README project doesn’t contain helpful links such as API documentation, other documentation, third-party services used, as well as the development process accepted by the team, such as branching or/and deployment rules.
Bundler Audit results are perfect. That means that all the gems in the project don’t have known vulnerabilities or don’t use insecure connections.
Rubocop (ruby static code analyzer) with a default config resulted in 628 files inspected, 39155 offenses detected, 32120 offenses auto-correctable.
A big part of business logic on controllers with many filters will be a problem during the initial test suite setup. The team will need to understand every aspect of the specific part to write down even the most straightforward test examples.
The lack of code isolation (e.g., using PORO classes) deprives the team of the ability to write unit tests on isolated logic. It is easier to test the interaction of parts of the system with each other afterward.

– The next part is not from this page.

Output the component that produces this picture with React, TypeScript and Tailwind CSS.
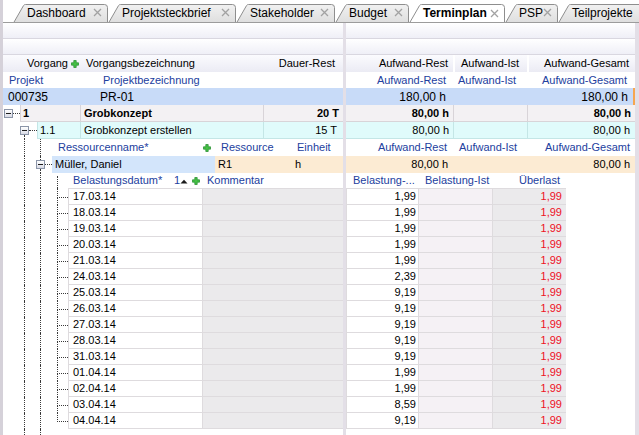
import type { ReactNode } from 'react'

const tabs = [
  { label: 'Dashboard', w: 'w-[95px]', width: 95 },
  { label: 'Projektsteckbrief', w: 'w-[128px]', width: 128 },
  { label: 'Stakeholder', w: 'w-[99px]', width: 99 },
  { label: 'Budget', w: 'w-[74px]', width: 74 },
  { label: 'Terminplan', w: 'w-[96px]', width: 96, active: true },
  { label: 'PSP', w: 'w-[53px]', width: 53 },
  { label: 'Teilprojekte', w: 'w-[90px]', width: 90, noClose: true }
]

const rows = [
  { date: '17.03.14', value: '1,99' },
  { date: '18.03.14', value: '1,99' },
  { date: '19.03.14', value: '1,99' },
  { date: '20.03.14', value: '1,99' },
  { date: '21.03.14', value: '1,99' },
  { date: '24.03.14', value: '2,39' },
  { date: '25.03.14', value: '9,19' },
  { date: '26.03.14', value: '9,19' },
  { date: '27.03.14', value: '9,19' },
  { date: '28.03.14', value: '9,19' },
  { date: '31.03.14', value: '9,19' },
  { date: '01.04.14', value: '1,99' },
  { date: '02.04.14', value: '1,99' },
  { date: '03.04.14', value: '8,59' },
  { date: '04.04.14', value: '9,19' }
]

const dot = 'border-dotted border-[#3a3a3a]'

function Plus() {
  return (
    <svg width="8" height="8" viewBox="0 0 8 8" className="shrink-0">
      <path d="M2.8 0.5h2.4v2.3h2.3v2.4H5.2v2.3H2.8V5.2H0.5V2.8h2.3z" fill="#45c045" stroke="#1f8a2a" strokeWidth="0.7" />
    </svg>
  )
}

function SortUp() {
  return (
    <svg width="8" height="5" viewBox="0 0 8 5" className="shrink-0 mt-[2px]">
      <path d="M0.5 4.5L4 0.8L7.5 4.5z" fill="#1a1a1a" />
    </svg>
  )
}

function Expander() {
  return (
    <div className="w-[9px] h-[9px] shrink-0 border border-[#8b95a8] bg-linear-to-b from-white to-[#d9dbe6] flex items-center justify-center">
      <div className="w-[5px] h-px bg-[#1c1c1c]" />
    </div>
  )
}

function CloseX() {
  return (
    <svg width="9" height="9" viewBox="0 0 9 9" className="shrink-0">
      <path d="M1 1L8 8M8 1L1 8" stroke="#a2a2a2" strokeWidth="1.3" />
    </svg>
  )
}

function TabBar() {
  return (
    <div className="flex items-end h-[23px] pl-[10px] border-b border-[#9c9c9c] overflow-hidden">
      {tabs.map((t, i) => {
        const W = t.width
        const H = 18
        const d = `M0.5 ${H + 1} L10.5 1.6 Q11.2 0.5 12.5 0.5 L${W - 3.5} 0.5 Q${W - 0.5} 0.5 ${W - 0.5} 3.5 L${W - 0.5} ${H + 1}`
        return (
          <div
            key={t.label}
            className={`${t.w} h-[18px] shrink-0 grid ${t.active ? '-mb-px h-[19px] font-bold' : ''}`}
          >
            <svg width={W} height={t.active ? 19 : 18} className="[grid-area:1/1]">
              <defs>
                <linearGradient id={`tab${i}`} x1="0" y1="0" x2="0" y2="1">
                  <stop offset="0" stopColor={t.active ? '#ffffff' : '#f1f1f1'} />
                  <stop offset="1" stopColor={t.active ? '#ffffff' : '#dedede'} />
                </linearGradient>
              </defs>
              <path d={d} fill={`url(#tab${i})`} stroke="#8e8e8e" strokeWidth="1" />
            </svg>
            <div className="[grid-area:1/1] flex items-center pl-[14px] pr-[6px] text-[12px] pb-px">
              <span>{t.label}</span>
              {!t.noClose && (
                <span className="ml-auto">
                  <CloseX />
                </span>
              )}
            </div>
          </div>
        )
      })}
    </div>
  )
}

function Band() {
  return <div className="h-[16px] shrink-0 border-b border-[#d9d7e0] bg-linear-to-b from-white to-[#efeff7]" />
}

function Cell({ className = '', children }: { className?: string; children?: ReactNode }) {
  return <div className={`flex items-center ${className}`}>{children}</div>
}

function LeftPane() {
  return (
    <div className="w-[340px] shrink-0 flex flex-col">
      <Band />
      <Band />
      <div className="flex h-[17px] shrink-0 bg-linear-to-b from-[#fbfbfe] to-[#ebebf4]">
        <Cell className="w-[77px] pl-[24px]">
          Vorgang
          <span className="ml-auto mr-px">
            <Plus />
          </span>
        </Cell>
        <Cell className="w-[183px] pl-[6px]">Vorgangsbezeichnung</Cell>
        <Cell className="flex-1 justify-end pr-[8px]">Dauer-Rest</Cell>
      </div>
      <div className="flex h-[16px] shrink-0 text-[#22409e]">
        <Cell className="w-[97px] pl-[6px]">Projekt</Cell>
        <Cell className="flex-1 pl-[3px]">Projektbezeichnung</Cell>
      </div>
      <div className="flex h-[17px] shrink-0 bg-[#c8dbf8] text-[12px]">
        <Cell className="w-[97px] pl-[5px]">000735</Cell>
        <Cell className="flex-1">PR-01</Cell>
      </div>
      <div className="flex h-[17px] shrink-0">
        <Cell className="w-[17px] pl-px">
          <Expander />
          <div className={`flex-1 border-t ${dot}`} />
        </Cell>
        <div className="flex-1 flex bg-[#f3f1f3] border-l border-b border-[#d8d4d8] font-bold">
          <Cell className="w-[59px] pl-[2px]">1</Cell>
          <Cell className="w-[183px] border-l border-[#d8d4d8] pl-[3px]">Grobkonzept</Cell>
          <Cell className="flex-1 justify-end border-l border-[#d8d4d8] pr-[4px]">20 T</Cell>
        </div>
      </div>
      <div className="flex h-[17px] shrink-0">
        <div className="w-[17px]" />
        <div className="w-[17px] flex flex-col">
          <div className="h-[4px]" />
          <div className="flex items-center h-[9px]">
            <Expander />
            <div className={`flex-1 border-t ${dot}`} />
          </div>
          <div className={`flex-1 ml-[4px] border-l ${dot}`} />
        </div>
        <div className="flex-1 flex bg-[#e0fbfb] border-l border-b border-[#c4e6e6]">
          <Cell className="w-[42px] pl-[2px]">1.1</Cell>
          <Cell className="w-[183px] border-l border-[#c4e6e6] pl-[3px]">Grobkonzept erstellen</Cell>
          <Cell className="flex-1 justify-end border-l border-[#c4e6e6] pr-[6px]">15 T</Cell>
        </div>
      </div>
      <div className="flex h-[17px] shrink-0 text-[#22409e]">
        <div className="w-[21px]" />
        <div className={`w-[16px] border-l ${dot}`} />
        <div className={`w-[17px] border-l ${dot}`} />
        <Cell className="w-[158px] pl-px">
          Ressourcenname*
          <span className="ml-auto mr-[4px]">
            <Plus />
          </span>
        </Cell>
        <Cell className="w-[77px] pl-[6px]">Ressource</Cell>
        <Cell className="flex-1 pl-[5px]">Einheit</Cell>
      </div>
      <div className="flex h-[17px] shrink-0">
        <div className="w-[21px]" />
        <div className={`w-[12px] border-l ${dot}`} />
        <div className="w-[16px] flex flex-col">
          <div className={`h-[4px] ml-[4px] border-l ${dot}`} />
          <div className="flex items-center h-[9px]">
            <Expander />
            <div className={`flex-1 border-t ${dot}`} />
          </div>
          <div className={`flex-1 ml-[4px] border-l ${dot}`} />
        </div>
        <Cell className="w-[163px] bg-[#d3e5fb] pl-[3px]">Müller, Daniel</Cell>
        <div className="flex-1 flex bg-[#fcebd3]">
          <Cell className="w-[77px] pl-[3px]">R1</Cell>
          <Cell className="pl-[3px]">h</Cell>
        </div>
      </div>
      <div className="flex h-[15px] shrink-0 text-[#22409e]">
        <div className="w-[21px]" />
        <div className={`w-[16px] border-l ${dot}`} />
        <div className={`w-[17px] border-l ${dot}`} />
        <div className="w-[11px] flex flex-col">
          <div className="h-[3px]" />
          <div className={`flex-1 border-l ${dot}`} />
        </div>
        <Cell className="w-[135px] pl-[5px]">
          Belastungsdatum*
          <span className="ml-auto">1</span>
          <SortUp />
          <span className="ml-[4px] mr-[3px]">
            <Plus />
          </span>
        </Cell>
        <Cell className="flex-1 pl-[4px]">Kommentar</Cell>
      </div>
      {rows.map((r, i) => {
        const first = i === 0
        const last = i === rows.length - 1
        return (
          <div key={r.date} className={`flex shrink-0 ${first ? 'h-[17px]' : 'h-[16px]'}`}>
            <div className="w-[21px]" />
            <div className={`w-[16px] border-l ${dot}`} />
            <div className={`w-[17px] border-l ${dot}`} />
            <div className="w-[11px] flex flex-col">
              <div className={`${first ? 'h-[10px]' : 'h-[9px]'} border-l border-b ${dot}`} />
              <div className={`flex-1 ${last ? '' : `border-l ${dot}`}`} />
            </div>
            <Cell
              className={`w-[135px] bg-white border-l border-r border-b border-[#dedbde] pl-[4px] ${first ? 'border-t' : ''}`}
            >
              {r.date}
            </Cell>
            <div className={`flex-1 bg-[#ebeaec] border-b border-[#dedbde] ${first ? 'border-t' : ''}`} />
          </div>
        )
      })}
      <div className="flex flex-1">
        <div className="w-[21px]" />
        <div className={`w-[16px] border-l ${dot}`} />
        <div className={`w-[17px] border-l ${dot}`} />
      </div>
    </div>
  )
}

function RightPane() {
  return (
    <div className="w-[289px] shrink-0 flex flex-col">
      <Band />
      <Band />
      <div className="flex h-[17px] shrink-0 bg-linear-to-b from-[#fbfbfe] to-[#ebebf4]">
        <Cell className="w-[107px] justify-end pr-[5px]">Aufwand-Rest</Cell>
        <Cell className="w-[74px] border-l-2 border-white pl-[6px]">Aufwand-Ist</Cell>
        <Cell className="flex-1 justify-end border-l-2 border-white pr-[6px]">Aufwand-Gesamt</Cell>
      </div>
      <div className="flex h-[16px] shrink-0 text-[#22409e]">
        <Cell className="w-[107px] justify-end pr-[7px]">Aufwand-Rest</Cell>
        <Cell className="w-[74px] pl-[5px]">Aufwand-Ist</Cell>
        <Cell className="flex-1 justify-end pr-[8px]">Aufwand-Gesamt</Cell>
      </div>
      <div className="flex h-[17px] shrink-0 bg-[#c8dbf8] text-[12px]">
        <Cell className="w-[107px] justify-end pr-[7px]">180,00 h</Cell>
        <div className="w-[74px]" />
        <Cell className="flex-1 justify-end pr-[5px]">180,00 h</Cell>
        <div className="w-[2px] bg-[#f6a650]" />
      </div>
      <div className="flex h-[17px] shrink-0 bg-[#f3f1f3] border-b border-[#d8d4d8] font-bold">
        <Cell className="w-[107px] justify-end pr-[4px]">80,00 h</Cell>
        <div className="w-[74px] border-l border-[#d8d4d8]" />
        <Cell className="flex-1 justify-end border-l border-[#d8d4d8] pr-[4px]">80,00 h</Cell>
      </div>
      <div className="flex h-[17px] shrink-0 bg-[#e0fbfb] border-b border-[#c4e6e6]">
        <Cell className="w-[107px] justify-end pr-[4px]">80,00 h</Cell>
        <div className="w-[74px] border-l border-[#c4e6e6]" />
        <Cell className="flex-1 justify-end border-l border-[#c4e6e6] pr-[5px]">80,00 h</Cell>
      </div>
      <div className="flex h-[17px] shrink-0 text-[#22409e]">
        <Cell className="w-[107px] justify-end pr-[6px]">Aufwand-Rest</Cell>
        <Cell className="w-[74px] pl-[6px]">Aufwand-Ist</Cell>
        <Cell className="flex-1 justify-end pr-[5px]">Aufwand-Gesamt</Cell>
      </div>
      <div className="flex h-[17px] shrink-0 bg-[#fcebd3]">
        <Cell className="w-[107px] justify-end pr-[5px]">80,00 h</Cell>
        <div className="w-[74px]" />
        <Cell className="flex-1 justify-end pr-[5px]">80,00 h</Cell>
      </div>
      <div className="flex h-[15px] shrink-0 text-[#22409e]">
        <Cell className="w-[73px] pl-[7px]">Belastung-...</Cell>
        <Cell className="w-[74px] pl-[6px]">Belastung-Ist</Cell>
        <Cell className="w-[73px] justify-end pr-[6px]">Überlast</Cell>
      </div>
      {rows.map((r, i) => {
        const first = i === 0
        const top = first ? 'border-t' : ''
        return (
          <div key={r.date} className={`flex shrink-0 ${first ? 'h-[17px]' : 'h-[16px]'}`}>
            <Cell className={`w-[73px] justify-end bg-white border-l border-r border-b border-[#dedbde] pr-[2px] ${top}`}>
              {r.value}
            </Cell>
            <div className={`w-[74px] bg-[#f5f1f5] border-r border-b border-[#dedbde] ${top}`} />
            <Cell className={`w-[73px] justify-end bg-[#ebeaec] border-b border-[#dedbde] pr-[4px] text-[#ee1024] ${top}`}>
              1,99
            </Cell>
          </div>
        )
      })}
    </div>
  )
}

export default function App() {
  return (
    <div className="w-[639px] h-[435px] overflow-hidden bg-white border-l-[3px] border-[#d5d1d9] font-['Liberation_Sans',Arial,sans-serif] text-[11px] leading-none text-black">
      <TabBar />
      <div className="flex h-[412px]">
        <LeftPane />
        <div className="w-[3px] shrink-0 bg-[#e3dfe7]" />
        <RightPane />
        <div className="flex-1 bg-[#e3dfe7]" />
      </div>
    </div>
  )
}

The app follows Rails Way, which was very popular about ten years ago. But it is written without using development approaches that guarantee quality and make it easy to maintain. Such a codebase is complicated to work with and develop. Any change in requirements and new functionality is complicated to build in. And reusing existing logic is virtually impossible. Most controllers in an application depart from the REST standards for this very reason. Because of this, they become extremely large. On the implementation side, testing is just one of the first steps needed to refactor the application. Refactoring, in the long run, Refactoring will increase the development speed and Time To Market for new functionality while increasing the system's fault tolerance.
In the Gemfile of the project, there is also no bug tracker such as Sentry or its alternatives. This leads to the difficulty of catching bugs in the production environment.
Our teams should cooperate closely to start automated tests development because of the reasons above; this will increase the time required for high quality and complete coverage of the application by automated test scenarios.